# What you will do:
Return the listing below verbatim. Pictures do not belong in the copy.

# Information shown:
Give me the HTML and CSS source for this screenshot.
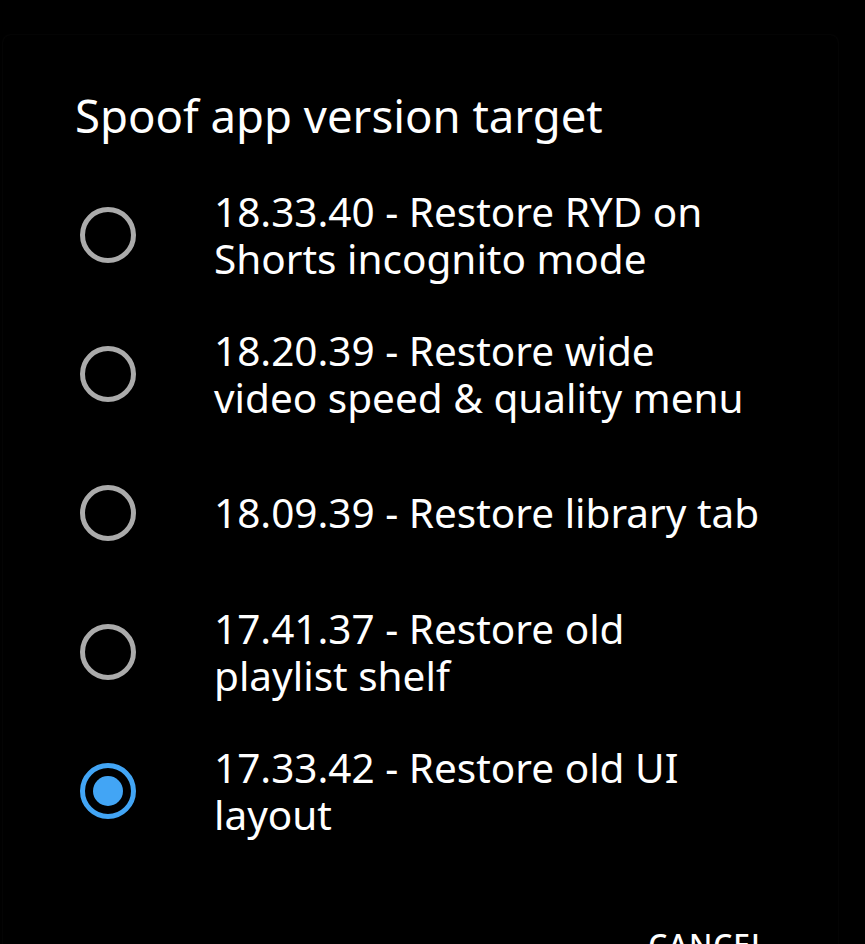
FILE: index.html
```html
<!DOCTYPE html>
<html>
<head>
<meta charset="utf-8">
<link rel="stylesheet" href="styles.css">
</head>
<body>
<div class="dialog">
  <h1 class="title">Spoof app version target</h1>
  <div class="options">
    <div class="option"><span class="radio"></span><span class="label">18.33.40 - Restore RYD on<br>Shorts incognito mode</span></div>
    <div class="option"><span class="radio"></span><span class="label">18.20.39 - Restore wide<br>video speed &amp; quality menu</span></div>
    <div class="option"><span class="radio"></span><span class="label">18.09.39 - Restore library tab</span></div>
    <div class="option"><span class="radio"></span><span class="label">17.41.37 - Restore old<br>playlist shelf</span></div>
    <div class="option"><span class="radio checked"></span><span class="label">17.33.42 - Restore old UI<br>layout</span></div>
  </div>
  <div class="actions"><span class="btn">CANCEL</span></div>
</div>
</body>
</html>
```
FILE: styles.css
```css
html, body {
  margin: 0;
  background: #000;
  height: 100%;
  overflow: hidden;
}
body {
  font-family: "Noto Sans", "Open Sans", sans-serif;
  color: #fff;
}
.dialog {
  margin: 35px 27px 0 3px;
  background: #000;
  border-radius: 8px;
  box-shadow: 0 0 2px #111;
}
.title {
  margin: 0 0 9px;
  padding: 39px 0 0 72px;
  font-weight: 400;
  font-size: 45.5px;
  line-height: 82px;
  height: 82px;
}
.options {
  display: flex;
  flex-direction: column;
}
.option {
  display: flex;
  align-items: center;
  height: 139px;
  padding-left: 77px;
}
.radio {
  flex: none;
  width: 56px;
  height: 56px;
  box-sizing: border-box;
  border: 5px solid #ababab;
  border-radius: 50%;
  margin-right: 78px;
  display: flex;
  align-items: center;
  justify-content: center;
}
.radio.checked {
  border-color: #42a5f5;
}
.radio.checked::after {
  content: "";
  width: 30px;
  height: 30px;
  border-radius: 50%;
  background: #42a5f5;
}
.label {
  font-size: 40.5px;
  line-height: 47px;
}
.actions {
  display: flex;
  justify-content: flex-end;
  padding: 64px 70px 0 0;
}
.btn {
  font-size: 30px;
  letter-spacing: 1px;
  font-weight: 500;
}
```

# Task answer:
Give me the HTML and CSS source for this screenshot.
FILE: index.html
```html
<!DOCTYPE html>
<html>
<head>
<meta charset="utf-8">
<link rel="stylesheet" href="styles.css">
</head>
<body>
<div class="dialog">
  <h1 class="title">Spoof app version target</h1>
  <div class="options">
    <div class="option"><span class="radio"></span><span class="label">18.33.40 - Restore RYD on<br>Shorts incognito mode</span></div>
    <div class="option"><span class="radio"></span><span class="label">18.20.39 - Restore wide<br>video speed &amp; quality menu</span></div>
    <div class="option"><span class="radio"></span><span class="label">18.09.39 - Restore library tab</span></div>
    <div class="option"><span class="radio"></span><span class="label">17.41.37 - Restore old<br>playlist shelf</span></div>
    <div class="option"><span class="radio checked"></span><span class="label">17.33.42 - Restore old UI<br>layout</span></div>
  </div>
  <div class="actions"><span class="btn">CANCEL</span></div>
</div>
</body>
</html>
```
FILE: styles.css
```css
html, body {
  margin: 0;
  background: #000;
  height: 100%;
  overflow: hidden;
}
body {
  font-family: "Noto Sans", "Open Sans", sans-serif;
  color: #fff;
}
.dialog {
  margin: 35px 27px 0 3px;
  background: #000;
  border-radius: 8px;
  box-shadow: 0 0 2px #111;
}
.title {
  margin: 0 0 9px;
  padding: 39px 0 0 72px;
  font-weight: 400;
  font-size: 45.5px;
  line-height: 82px;
  height: 82px;
}
.options {
  display: flex;
  flex-direction: column;
}
.option {
  display: flex;
  align-items: center;
  height: 139px;
  padding-left: 77px;
}
.radio {
  flex: none;
  width: 56px;
  height: 56px;
  box-sizing: border-box;
  border: 5px solid #ababab;
  border-radius: 50%;
  margin-right: 78px;
  display: flex;
  align-items: center;
  justify-content: center;
}
.radio.checked {
  border-color: #42a5f5;
}
.radio.checked::after {
  content: "";
  width: 30px;
  height: 30px;
  border-radius: 50%;
  background: #42a5f5;
}
.label {
  font-size: 40.5px;
  line-height: 47px;
}
.actions {
  display: flex;
  justify-content: flex-end;
  padding: 64px 70px 0 0;
}
.btn {
  font-size: 30px;
  letter-spacing: 1px;
  font-weight: 500;
}
```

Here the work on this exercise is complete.